En Panamá, diciembre tiene un don peculiar: revela quiénes somos sin necesidad de grandes esfuerzos. Entre jamones que no aparecen, bonos que se evaporan y brindis donde todos actúan como si el año hubiera sido un éxito colectivo, la ética, la moral, la lógica y la filosofía terminan convertidas en los invitados invisibles de la temporada. Se mencionan con elegancia, pero nadie las sienta realmente a la mesa.
La ética profesional suele lucirse como parte del decorado institucional: brilla en discursos, se imprime en manuales impecables y adorna presentaciones de cierre de año. Sin embargo, cuando toca aplicarla —especialmente en diciembre— se desvanece con la misma facilidad con la que alguien justifica un retraso “por tranque”. La moral tampoco se salva: se convierte en un accesorio ocasional que se exhibe mientras conviene y se guarda en cuanto estorba.
La lógica, esa aliada del sentido común, también sufre abandono. Abundan decisiones que desafían cualquier razonamiento, informes que coquetean con la fantasía y explicaciones que no resisten un análisis básico. La lógica intenta protestar, pero el ruido de villancicos, boquitas y excusas la silencia con facilidad.
La filosofía, por su parte, observa desde un rincón. Es la tía sabia a la que nadie quiere sentar porque formula preguntas incómodas. Diciembre favorece la comodidad, no la reflexión. Pensar demasiado en plena temporada de consumismo parece una provocación. Sin embargo, es justamente la filosofía la que desnuda nuestras contradicciones: la transparencia que se exige pero no se practica, la moral que se predica pero no guía, el respeto que se reclama pero no se ofrece.
Lo irónico es que estas disciplinas —frecuentemente subestimadas y calificadas de “aburridas”— son las únicas capaces de ayudarnos a navegar una realidad que cada día se parece más a una tragicomedia tropical. La ética sostiene lo correcto; la moral exige coherencia; la lógica evita el absurdo; y la filosofía nos obliga a pensar, aunque pensar sea, para muchos, un ejercicio incómodo… especialmente en diciembre.
En el gremio docente, esta tensión se intensifica. Se nos pide formar ciudadanos capaces de cuestionar, pero se espera que lo hagamos sin incomodar, sin señalar fisuras, sin revelar absurdos. Es una especie de “feliz Navidad, pero no haga olas”. Aun así, el docente ético insiste: enseña, provoca, ilumina. Puede incomodar, pero es indispensable.
Y aquí está el punto central: Panamá no carece de valores; carece del valor para aplicarlos.
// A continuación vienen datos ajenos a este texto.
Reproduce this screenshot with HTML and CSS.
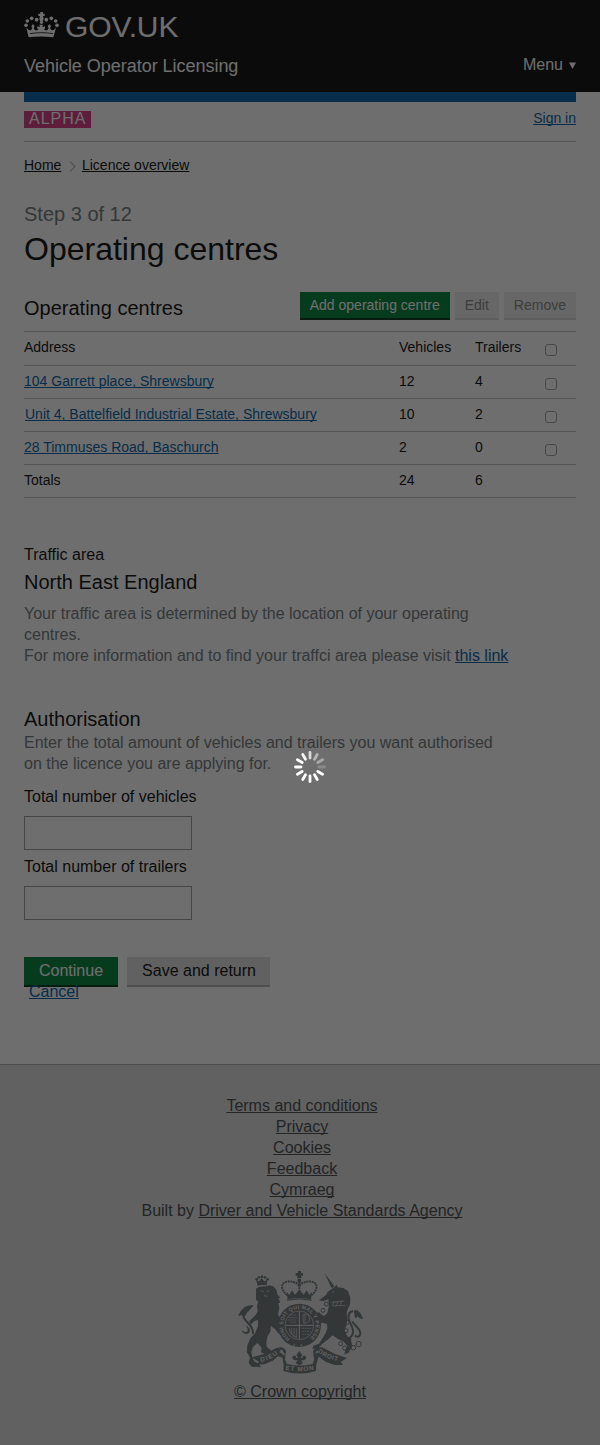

La ética se celebra mientras no implique renunciar a ventajas personales. La moral se defiende mientras no afecte el chisme. La lógica se aplaude mientras no contradiga intereses propios. Y la filosofía solo aparece cuando alguien quiere sonar profundo en redes sociales.
Diciembre deja todo al descubierto: no necesitamos discursos adornados, sino coherencia; no necesitamos eslóganes vacíos, sino pensamiento; no necesitamos excusas heredadas, sino valentía intelectual. Un país que no reflexiona repite. Y un país que repite se estanca.
Que este cierre de año, entre luces, tamales y promesas recicladas, nos encuentre comprendiendo una verdad esencial: la ética no es decoración, la moral no se alquila, la lógica no es opcional y la filosofía no es un adorno navideño. Son, en realidad, las herramientas mínimas para evitar que el próximo año sea una copia —o peor aún, una parodia— del anterior.
Brindemos, entonces, no por apariencias, sino por un Panamá que elija la lucidez sobre la comodidad.
La autora es profesora de filosofía.